Непросто бывает выявить подобную иронию. Прежде всего, она выступает в формах обращения с прошлым. Джон Покок пишет, говоря о создании исторического мышления в позднем Средневековье и эпоху Ренессанса:
В конце концов именно греки начали писать историю в том виде, какой она по преимуществу и сохраняет: как упражнение в политической иронии – понятный рассказ о том, как людские поступки приводят к иным последствиям, чем было задумано24.
В Италии эпохи Позднего Ренессанса, и особенно в Венеции и Флоренции, как полагает исследователь, наметились сплавы библейского и республиканских языков, ведущие не только к размыванию идеалов античного республиканизма, но и к ревизии библейских идеалов Царства Небесного как идеальной республики.

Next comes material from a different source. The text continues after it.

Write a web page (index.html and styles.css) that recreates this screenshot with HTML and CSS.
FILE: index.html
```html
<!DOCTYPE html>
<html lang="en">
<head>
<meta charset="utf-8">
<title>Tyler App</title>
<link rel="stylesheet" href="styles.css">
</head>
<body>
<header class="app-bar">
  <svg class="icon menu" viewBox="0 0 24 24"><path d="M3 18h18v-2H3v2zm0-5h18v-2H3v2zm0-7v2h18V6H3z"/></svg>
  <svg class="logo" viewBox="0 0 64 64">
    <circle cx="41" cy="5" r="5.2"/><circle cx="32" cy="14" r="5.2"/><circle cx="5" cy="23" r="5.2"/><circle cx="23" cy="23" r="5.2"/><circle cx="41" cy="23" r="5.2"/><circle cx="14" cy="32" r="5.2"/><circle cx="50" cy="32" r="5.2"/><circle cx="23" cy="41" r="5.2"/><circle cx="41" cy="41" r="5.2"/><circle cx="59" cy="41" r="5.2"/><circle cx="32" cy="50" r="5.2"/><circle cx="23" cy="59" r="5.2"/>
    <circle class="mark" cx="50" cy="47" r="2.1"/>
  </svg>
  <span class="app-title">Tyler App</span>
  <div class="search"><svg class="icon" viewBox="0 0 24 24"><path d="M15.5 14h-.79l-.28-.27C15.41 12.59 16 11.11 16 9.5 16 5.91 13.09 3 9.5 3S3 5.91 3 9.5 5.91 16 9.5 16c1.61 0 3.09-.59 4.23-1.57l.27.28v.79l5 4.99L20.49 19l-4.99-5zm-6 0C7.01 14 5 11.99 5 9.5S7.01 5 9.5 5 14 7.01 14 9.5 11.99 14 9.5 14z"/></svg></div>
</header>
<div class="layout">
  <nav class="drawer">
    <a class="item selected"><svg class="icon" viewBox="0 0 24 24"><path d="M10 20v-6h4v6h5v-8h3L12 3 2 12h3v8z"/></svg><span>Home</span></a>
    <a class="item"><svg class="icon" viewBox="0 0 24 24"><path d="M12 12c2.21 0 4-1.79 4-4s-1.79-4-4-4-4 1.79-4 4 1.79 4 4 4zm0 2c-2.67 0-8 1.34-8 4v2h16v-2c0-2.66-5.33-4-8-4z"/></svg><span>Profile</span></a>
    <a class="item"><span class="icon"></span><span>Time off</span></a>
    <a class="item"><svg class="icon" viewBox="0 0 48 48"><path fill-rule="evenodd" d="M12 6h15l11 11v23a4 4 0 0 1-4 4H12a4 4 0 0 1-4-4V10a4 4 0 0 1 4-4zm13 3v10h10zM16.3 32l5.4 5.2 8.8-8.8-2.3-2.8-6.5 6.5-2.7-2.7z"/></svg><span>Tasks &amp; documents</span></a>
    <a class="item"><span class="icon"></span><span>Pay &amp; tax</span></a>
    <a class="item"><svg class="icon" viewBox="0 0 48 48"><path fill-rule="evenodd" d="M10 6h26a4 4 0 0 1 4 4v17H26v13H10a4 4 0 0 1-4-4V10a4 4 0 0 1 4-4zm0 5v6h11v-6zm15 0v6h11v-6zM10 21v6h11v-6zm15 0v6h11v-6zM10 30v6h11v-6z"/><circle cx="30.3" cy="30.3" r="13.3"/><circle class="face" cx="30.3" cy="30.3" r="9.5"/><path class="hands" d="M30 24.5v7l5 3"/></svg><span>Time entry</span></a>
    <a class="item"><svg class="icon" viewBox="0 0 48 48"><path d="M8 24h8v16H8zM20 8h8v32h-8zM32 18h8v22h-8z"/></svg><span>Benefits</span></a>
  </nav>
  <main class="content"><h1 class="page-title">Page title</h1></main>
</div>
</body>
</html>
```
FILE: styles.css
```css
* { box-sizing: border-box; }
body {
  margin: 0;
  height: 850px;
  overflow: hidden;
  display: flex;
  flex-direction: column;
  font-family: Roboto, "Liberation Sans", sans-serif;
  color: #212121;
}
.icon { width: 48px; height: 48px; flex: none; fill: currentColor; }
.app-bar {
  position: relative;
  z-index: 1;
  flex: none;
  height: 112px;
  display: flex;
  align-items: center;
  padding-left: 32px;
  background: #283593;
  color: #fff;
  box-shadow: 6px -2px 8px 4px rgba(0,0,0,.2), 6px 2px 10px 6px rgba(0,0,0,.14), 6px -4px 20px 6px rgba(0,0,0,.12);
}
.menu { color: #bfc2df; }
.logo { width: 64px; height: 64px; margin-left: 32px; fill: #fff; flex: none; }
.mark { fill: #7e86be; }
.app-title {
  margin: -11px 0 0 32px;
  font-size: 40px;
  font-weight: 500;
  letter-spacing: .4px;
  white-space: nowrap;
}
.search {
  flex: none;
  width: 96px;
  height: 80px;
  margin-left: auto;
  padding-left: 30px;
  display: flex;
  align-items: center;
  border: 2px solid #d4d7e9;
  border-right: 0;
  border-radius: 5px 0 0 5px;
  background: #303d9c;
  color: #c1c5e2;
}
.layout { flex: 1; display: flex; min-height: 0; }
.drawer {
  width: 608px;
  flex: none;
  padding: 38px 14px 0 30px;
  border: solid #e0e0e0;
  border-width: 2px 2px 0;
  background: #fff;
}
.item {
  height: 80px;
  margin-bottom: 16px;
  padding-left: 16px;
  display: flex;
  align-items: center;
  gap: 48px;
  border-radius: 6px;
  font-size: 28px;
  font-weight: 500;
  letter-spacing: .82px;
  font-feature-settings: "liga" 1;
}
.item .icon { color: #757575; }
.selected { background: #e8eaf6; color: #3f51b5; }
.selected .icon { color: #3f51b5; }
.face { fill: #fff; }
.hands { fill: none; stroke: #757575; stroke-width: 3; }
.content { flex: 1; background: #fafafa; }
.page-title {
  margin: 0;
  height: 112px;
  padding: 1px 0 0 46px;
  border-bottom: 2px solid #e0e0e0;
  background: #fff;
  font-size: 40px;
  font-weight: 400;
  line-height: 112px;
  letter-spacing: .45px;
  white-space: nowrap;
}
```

На месте этих форм возникли представления о «новом государе», стремящемся преодолеть «вторую природу» гражданина республики и удержать власть среди людей, привыкших жить в свободе, и возник новый способ говорить о формах республик:
Ирония становилась более явной при взгляде на временное княжество, предположительно основанное апостолом Петром, единственной фигурой иудео-христианского пантеона (кроме, возможно, императора Константина), которой можно было приписать роль законодателя по благодати25.

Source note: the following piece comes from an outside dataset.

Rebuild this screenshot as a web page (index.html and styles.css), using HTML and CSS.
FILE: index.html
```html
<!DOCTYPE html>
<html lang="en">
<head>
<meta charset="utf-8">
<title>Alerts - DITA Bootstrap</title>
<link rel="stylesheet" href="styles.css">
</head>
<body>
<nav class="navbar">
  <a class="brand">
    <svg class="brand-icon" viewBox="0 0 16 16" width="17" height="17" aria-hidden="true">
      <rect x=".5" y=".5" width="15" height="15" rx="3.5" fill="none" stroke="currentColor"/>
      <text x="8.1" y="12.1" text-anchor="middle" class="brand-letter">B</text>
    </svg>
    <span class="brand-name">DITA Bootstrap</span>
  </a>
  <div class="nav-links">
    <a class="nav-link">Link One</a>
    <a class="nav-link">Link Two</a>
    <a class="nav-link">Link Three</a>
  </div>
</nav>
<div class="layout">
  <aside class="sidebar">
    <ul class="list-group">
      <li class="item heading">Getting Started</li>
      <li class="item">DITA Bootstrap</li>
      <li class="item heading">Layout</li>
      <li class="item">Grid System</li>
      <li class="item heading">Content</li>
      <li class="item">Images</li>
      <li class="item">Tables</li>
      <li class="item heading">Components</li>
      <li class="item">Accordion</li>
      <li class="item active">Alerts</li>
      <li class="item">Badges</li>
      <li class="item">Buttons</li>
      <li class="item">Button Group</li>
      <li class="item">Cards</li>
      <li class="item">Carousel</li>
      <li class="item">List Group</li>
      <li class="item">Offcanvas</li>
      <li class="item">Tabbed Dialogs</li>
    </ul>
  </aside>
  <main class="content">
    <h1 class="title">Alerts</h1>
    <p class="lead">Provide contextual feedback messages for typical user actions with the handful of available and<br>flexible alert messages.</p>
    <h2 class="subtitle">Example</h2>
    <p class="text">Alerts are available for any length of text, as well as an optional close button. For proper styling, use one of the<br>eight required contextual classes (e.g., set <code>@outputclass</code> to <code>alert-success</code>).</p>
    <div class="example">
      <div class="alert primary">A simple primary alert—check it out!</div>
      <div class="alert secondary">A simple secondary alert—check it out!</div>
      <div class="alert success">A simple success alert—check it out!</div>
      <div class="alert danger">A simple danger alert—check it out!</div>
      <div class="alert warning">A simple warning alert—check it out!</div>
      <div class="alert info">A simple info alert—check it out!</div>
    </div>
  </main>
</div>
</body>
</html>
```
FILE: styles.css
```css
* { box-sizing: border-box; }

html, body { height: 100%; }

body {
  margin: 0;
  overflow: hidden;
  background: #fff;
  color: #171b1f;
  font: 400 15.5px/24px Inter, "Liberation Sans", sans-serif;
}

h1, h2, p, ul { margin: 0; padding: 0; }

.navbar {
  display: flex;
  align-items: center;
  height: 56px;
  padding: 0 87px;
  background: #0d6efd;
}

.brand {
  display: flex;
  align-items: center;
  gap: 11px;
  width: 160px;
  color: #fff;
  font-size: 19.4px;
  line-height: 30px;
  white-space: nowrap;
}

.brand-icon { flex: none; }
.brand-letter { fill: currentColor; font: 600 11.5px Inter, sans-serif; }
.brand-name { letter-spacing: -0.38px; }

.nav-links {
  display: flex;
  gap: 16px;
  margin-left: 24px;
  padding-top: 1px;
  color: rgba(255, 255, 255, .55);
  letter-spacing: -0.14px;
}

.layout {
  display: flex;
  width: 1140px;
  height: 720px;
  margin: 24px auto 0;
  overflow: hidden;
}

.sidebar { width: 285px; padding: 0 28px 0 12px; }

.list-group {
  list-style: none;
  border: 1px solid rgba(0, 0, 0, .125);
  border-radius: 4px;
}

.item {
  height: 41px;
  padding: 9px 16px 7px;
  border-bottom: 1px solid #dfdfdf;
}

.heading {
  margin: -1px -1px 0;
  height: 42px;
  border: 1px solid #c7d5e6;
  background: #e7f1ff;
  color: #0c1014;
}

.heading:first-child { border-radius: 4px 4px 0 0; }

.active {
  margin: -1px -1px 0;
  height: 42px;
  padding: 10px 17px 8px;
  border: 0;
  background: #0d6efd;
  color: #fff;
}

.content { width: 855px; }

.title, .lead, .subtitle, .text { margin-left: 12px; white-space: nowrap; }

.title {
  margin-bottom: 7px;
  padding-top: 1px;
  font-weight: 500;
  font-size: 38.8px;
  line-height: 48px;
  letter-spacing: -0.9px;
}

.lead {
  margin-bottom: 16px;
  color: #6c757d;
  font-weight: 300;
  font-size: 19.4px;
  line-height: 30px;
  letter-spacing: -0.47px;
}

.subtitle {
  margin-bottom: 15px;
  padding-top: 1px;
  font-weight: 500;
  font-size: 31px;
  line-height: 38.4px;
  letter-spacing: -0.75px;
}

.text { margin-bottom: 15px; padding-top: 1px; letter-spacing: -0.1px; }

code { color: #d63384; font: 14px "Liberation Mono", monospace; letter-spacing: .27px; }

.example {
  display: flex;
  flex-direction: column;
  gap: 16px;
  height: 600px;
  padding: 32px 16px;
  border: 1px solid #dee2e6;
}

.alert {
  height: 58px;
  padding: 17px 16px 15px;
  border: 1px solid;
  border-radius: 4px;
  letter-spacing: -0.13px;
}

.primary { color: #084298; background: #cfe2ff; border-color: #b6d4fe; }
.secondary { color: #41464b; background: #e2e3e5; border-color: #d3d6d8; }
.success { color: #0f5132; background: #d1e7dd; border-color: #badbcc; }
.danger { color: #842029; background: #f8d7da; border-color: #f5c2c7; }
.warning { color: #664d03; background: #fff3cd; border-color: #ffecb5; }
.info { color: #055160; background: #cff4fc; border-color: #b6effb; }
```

Подобный язык взаимной подозрительности в отношениях между светскими и церковными установлениями мы обнаружим в Московской Руси, когда обратимся к разногласиям между Федором Карповым и митрополитом всея Руси Даниилом в первой половине XVI в., патриархом Гермогеном и сторонниками избранного царя Владислава Жигимонтовича, патриархом Никоном и царем Алексеем Михайловичем или Петром I и патриархом Адрианом. Однако троп иронии, ставший благодаря «Метаистории» Хейдена Уайта актуальной поэтикой истории, оказал и более глубокое влияние на историческое сознание, как если бы одно его вторжение в бытописание привело к подрыву летописания и хроникального изложения.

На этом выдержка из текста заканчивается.